Anderson News, Volume XIII, Nos. 1-18 (October 22 – November 8, 1945).
A Complete Set of 18 newsletters, each 2 pp. on single tall quarto sheets (33 x 20.5 cm), mimeographed in black (Very Good, some issues with slight fraying to upper or lower margins, but not real loss).
This is the highlight of the archive, being a complete run of 18 issues the Anderson News for this Karachi-New York voyage. It is labelled ‘Volume XIII’, referring to the fact that distinct runs of issues were produced on different voyages, such as the present set, which is a complete, self-contained run.
The newspaper was issued by the USS General A.E. Anderson Information and Education Office, the bureau in charge of giving the passengers news aboard ship, as well as organizing their entertainment during long periods at sea. Most large U.S. navy vessels had such offices, and many produced similar mimeographed newsletters, although few survive.

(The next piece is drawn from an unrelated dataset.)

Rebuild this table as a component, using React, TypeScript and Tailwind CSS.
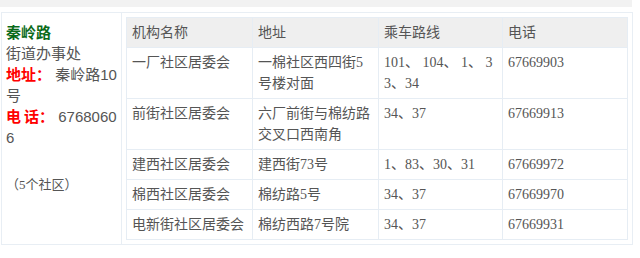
const rows = [
  { name: "一厂社区居委会", addr: "一棉社区西四街5号楼对面", bus: "101、 104、 1、 33、34", tel: "67669903" },
  { name: "前街社区居委会", addr: "六厂前街与棉纺路交叉口西南角", bus: "34、37", tel: "67669913" },
  { name: "建西社区居委会", addr: "建西街73号", bus: "1、83、30、31", tel: "67669972" },
  { name: "棉西社区居委会", addr: "棉纺路5号", bus: "34、37", tel: "67669970" },
  { name: "电新街社区居委会", addr: "棉纺西路7号院", bus: "34、37", tel: "67669931" },
];

const cell = "border border-[#e6edf4] px-[5px] py-[4px] align-top break-all";

export default function App() {
  return (
    <div className="w-[640px] h-[258px] bg-white overflow-hidden">
      <div className="h-[7px] w-[632px] bg-[#f2f2f2]" />
      <div className="mt-[5px] ml-[1px] w-[632px] flex border border-[#e8eef4]">
        <div className="w-[120px] shrink-0 border-r border-[#e8eef4] pl-[4px] pr-[1px] pt-[9px] text-[15px] leading-[21px] text-[#555] break-all font-['Liberation_Sans','Noto_Sans_CJK_SC',sans-serif]">
          <div className="font-bold text-[#0b6b1a]">秦岭路</div>
          <div>街道办事处</div>
          <div>
            <span className="font-bold text-[#ff0000]">地址：</span> 秦岭路10号
          </div>
          <div>
            <span className="font-bold text-[#ff0000]">
              电<span className="ml-[3px]">话：</span>
            </span>{" "}
            67680606
          </div>
          <div className="mt-[26px] text-[13px] font-['Liberation_Serif','Noto_Sans_CJK_SC',serif]">（5个社区）</div>
        </div>
        <div className="p-[4px] flex-1">
          <table className="table-fixed border-collapse w-[501px] text-[14px] leading-[21px] text-[#555] font-['Liberation_Serif','Noto_Sans_CJK_SC',serif]">
            <colgroup>
              <col className="w-[126px]" />
              <col className="w-[126px]" />
              <col className="w-[124px]" />
              <col className="w-[125px]" />
            </colgroup>
            <thead>
              <tr className="bg-[#efefef] text-left">
                <th className={cell + " font-normal"}>机构名称</th>
                <th className={cell + " font-normal"}>地址</th>
                <th className={cell + " font-normal"}>乘车路线</th>
                <th className={cell + " font-normal"}>电话</th>
              </tr>
            </thead>
            <tbody>
              {rows.map((r) => (
                <tr key={r.name}>
                  <td className={cell}>{r.name}</td>
                  <td className={cell}>{r.addr}</td>
                  <td className={cell}>{r.bus}</td>
                  <td className={cell}>{r.tel}</td>
                </tr>
              ))}
            </tbody>
          </table>
        </div>
      </div>
    </div>
  );
}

The present run of the Anderson News had its first issue, dated October 22, 1945, appearing shortly after the ship left Karachi, and its final issue coming out on November 8, 1945, just before its arrival in New York, with the paper appearing almost daily. Each issue is printed on 2 pages (on a single sheet), and follows a set format, announcing current events, including in ‘Shangri-La’ (slang for the USA), and well as, often humorous, missives on sports, cinema and social affairs. Many illustrated vignettes adorn the text, and interestingly every issue includes a map depicting the USS Anderson’s daily progress along its voyage.
The tone of the work is generally one of sarcastic or whimsical humour, of the type that one can imagine as appealing to a group of soldiers who were unwinding after three years of tension and, in many cases, trauma.
Some of the more memorable headlines include: ‘We’re Super…Says Japs’; ‘Six Million to be Home by May ‘46’; ‘Hitler Search Continues’; ‘Atomic Bomb Control’; ‘Quisling Bumped Off’; ‘It’s Hirohito who Pays’; ‘Nazi Conspiracy’; ‘Jap Blood Orgy’; and ‘Buffalo’s Barmaids’.
The Anderson News provides a valuable insight into the humour and interests of the greatest generation of Americans as they returned home from heroic endeavours.